#### GIVEN INSTRUCTION:
Reproduce verbatim the lines up to and including the one with "const sideItems = ['Export", starting from the first.
------------------------------
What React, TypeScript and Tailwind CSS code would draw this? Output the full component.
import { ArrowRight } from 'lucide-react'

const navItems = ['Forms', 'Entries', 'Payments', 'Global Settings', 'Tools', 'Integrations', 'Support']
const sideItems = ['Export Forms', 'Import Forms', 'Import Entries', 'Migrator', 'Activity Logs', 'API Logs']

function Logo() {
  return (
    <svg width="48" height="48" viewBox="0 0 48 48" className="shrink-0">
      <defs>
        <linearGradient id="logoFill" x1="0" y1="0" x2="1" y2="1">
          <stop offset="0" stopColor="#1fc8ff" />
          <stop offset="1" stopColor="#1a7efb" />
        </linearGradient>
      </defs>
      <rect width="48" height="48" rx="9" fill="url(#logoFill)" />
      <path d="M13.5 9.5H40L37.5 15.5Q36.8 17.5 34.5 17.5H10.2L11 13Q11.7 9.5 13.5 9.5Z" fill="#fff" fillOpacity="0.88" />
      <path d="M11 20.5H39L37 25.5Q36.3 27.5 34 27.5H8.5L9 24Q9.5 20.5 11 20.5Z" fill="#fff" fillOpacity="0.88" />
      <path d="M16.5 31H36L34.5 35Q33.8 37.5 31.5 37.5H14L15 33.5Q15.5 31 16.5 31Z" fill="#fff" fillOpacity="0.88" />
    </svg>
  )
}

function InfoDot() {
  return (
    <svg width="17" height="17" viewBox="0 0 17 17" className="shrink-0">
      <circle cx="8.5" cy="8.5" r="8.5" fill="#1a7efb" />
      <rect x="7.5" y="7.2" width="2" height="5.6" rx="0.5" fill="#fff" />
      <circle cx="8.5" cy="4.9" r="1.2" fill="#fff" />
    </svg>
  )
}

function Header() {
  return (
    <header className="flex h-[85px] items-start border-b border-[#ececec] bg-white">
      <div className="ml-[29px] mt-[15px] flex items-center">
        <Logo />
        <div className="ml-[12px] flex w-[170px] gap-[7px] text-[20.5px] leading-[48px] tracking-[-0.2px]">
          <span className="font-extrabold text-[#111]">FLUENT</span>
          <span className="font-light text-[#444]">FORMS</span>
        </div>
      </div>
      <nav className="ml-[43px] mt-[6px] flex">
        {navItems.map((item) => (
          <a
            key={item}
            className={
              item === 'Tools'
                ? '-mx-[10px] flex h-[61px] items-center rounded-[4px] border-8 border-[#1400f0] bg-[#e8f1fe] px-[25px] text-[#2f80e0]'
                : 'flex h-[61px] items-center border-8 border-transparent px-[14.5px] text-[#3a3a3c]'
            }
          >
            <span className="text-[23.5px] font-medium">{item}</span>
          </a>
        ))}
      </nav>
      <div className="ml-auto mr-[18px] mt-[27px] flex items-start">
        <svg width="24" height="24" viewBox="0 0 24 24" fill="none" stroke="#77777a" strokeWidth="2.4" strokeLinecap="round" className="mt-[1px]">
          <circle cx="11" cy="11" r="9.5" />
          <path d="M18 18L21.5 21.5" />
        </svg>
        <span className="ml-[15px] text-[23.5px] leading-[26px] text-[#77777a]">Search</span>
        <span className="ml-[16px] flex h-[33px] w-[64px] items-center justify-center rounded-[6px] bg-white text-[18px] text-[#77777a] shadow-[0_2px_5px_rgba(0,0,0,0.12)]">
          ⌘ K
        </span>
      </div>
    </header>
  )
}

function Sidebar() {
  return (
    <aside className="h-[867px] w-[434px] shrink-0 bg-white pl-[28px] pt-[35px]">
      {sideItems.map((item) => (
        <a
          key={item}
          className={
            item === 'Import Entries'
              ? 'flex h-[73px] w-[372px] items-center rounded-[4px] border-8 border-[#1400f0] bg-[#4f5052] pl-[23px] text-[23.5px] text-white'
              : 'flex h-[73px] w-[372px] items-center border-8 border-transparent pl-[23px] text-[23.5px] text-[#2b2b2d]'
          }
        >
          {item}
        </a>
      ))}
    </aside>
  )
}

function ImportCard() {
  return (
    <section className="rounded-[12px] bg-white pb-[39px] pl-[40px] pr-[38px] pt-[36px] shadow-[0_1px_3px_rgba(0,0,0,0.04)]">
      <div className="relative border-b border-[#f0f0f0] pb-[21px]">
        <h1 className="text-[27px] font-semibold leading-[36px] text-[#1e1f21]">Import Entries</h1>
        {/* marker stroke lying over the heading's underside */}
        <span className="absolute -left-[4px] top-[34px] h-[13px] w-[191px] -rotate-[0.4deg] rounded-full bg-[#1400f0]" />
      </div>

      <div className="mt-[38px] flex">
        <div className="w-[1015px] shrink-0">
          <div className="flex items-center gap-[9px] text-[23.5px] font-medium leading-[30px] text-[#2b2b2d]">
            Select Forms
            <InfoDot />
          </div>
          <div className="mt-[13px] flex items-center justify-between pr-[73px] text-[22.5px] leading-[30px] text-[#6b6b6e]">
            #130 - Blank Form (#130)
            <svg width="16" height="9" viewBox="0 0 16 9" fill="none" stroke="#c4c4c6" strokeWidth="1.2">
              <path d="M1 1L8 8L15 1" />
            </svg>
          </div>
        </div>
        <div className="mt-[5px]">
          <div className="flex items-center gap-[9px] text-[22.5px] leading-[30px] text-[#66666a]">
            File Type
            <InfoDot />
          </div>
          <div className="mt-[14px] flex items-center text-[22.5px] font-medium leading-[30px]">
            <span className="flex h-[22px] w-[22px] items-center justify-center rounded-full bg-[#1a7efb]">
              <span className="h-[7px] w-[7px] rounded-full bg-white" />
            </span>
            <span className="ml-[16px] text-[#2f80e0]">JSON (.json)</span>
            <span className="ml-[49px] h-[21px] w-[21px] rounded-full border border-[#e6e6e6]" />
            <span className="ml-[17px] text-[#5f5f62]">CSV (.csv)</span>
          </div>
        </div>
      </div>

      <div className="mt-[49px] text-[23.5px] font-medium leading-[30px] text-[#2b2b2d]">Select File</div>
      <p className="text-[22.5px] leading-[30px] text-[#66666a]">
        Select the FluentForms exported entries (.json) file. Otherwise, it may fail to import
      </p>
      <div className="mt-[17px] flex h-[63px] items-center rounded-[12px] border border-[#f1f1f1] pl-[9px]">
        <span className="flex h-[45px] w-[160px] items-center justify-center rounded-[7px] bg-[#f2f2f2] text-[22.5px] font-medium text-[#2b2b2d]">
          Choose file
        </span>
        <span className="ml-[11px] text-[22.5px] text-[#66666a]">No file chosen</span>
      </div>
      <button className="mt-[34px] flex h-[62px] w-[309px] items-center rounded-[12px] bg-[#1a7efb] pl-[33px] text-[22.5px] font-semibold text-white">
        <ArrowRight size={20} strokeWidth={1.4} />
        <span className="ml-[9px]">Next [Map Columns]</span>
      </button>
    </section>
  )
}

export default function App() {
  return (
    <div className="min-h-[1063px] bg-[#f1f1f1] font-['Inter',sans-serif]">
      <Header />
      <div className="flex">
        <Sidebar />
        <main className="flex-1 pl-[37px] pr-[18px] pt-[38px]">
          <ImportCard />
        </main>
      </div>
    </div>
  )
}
------------------------------
#### OUTPUT OF THE EXERCISE:
What React, TypeScript and Tailwind CSS code would draw this? Output the full component.
import { ArrowRight } from 'lucide-react'

const navItems = ['Forms', 'Entries', 'Payments', 'Global Settings', 'Tools', 'Integrations', 'Support']
const sideItems = ['Export Forms', 'Import Forms', 'Import Entries', 'Migrator', 'Activity Logs', 'API Logs']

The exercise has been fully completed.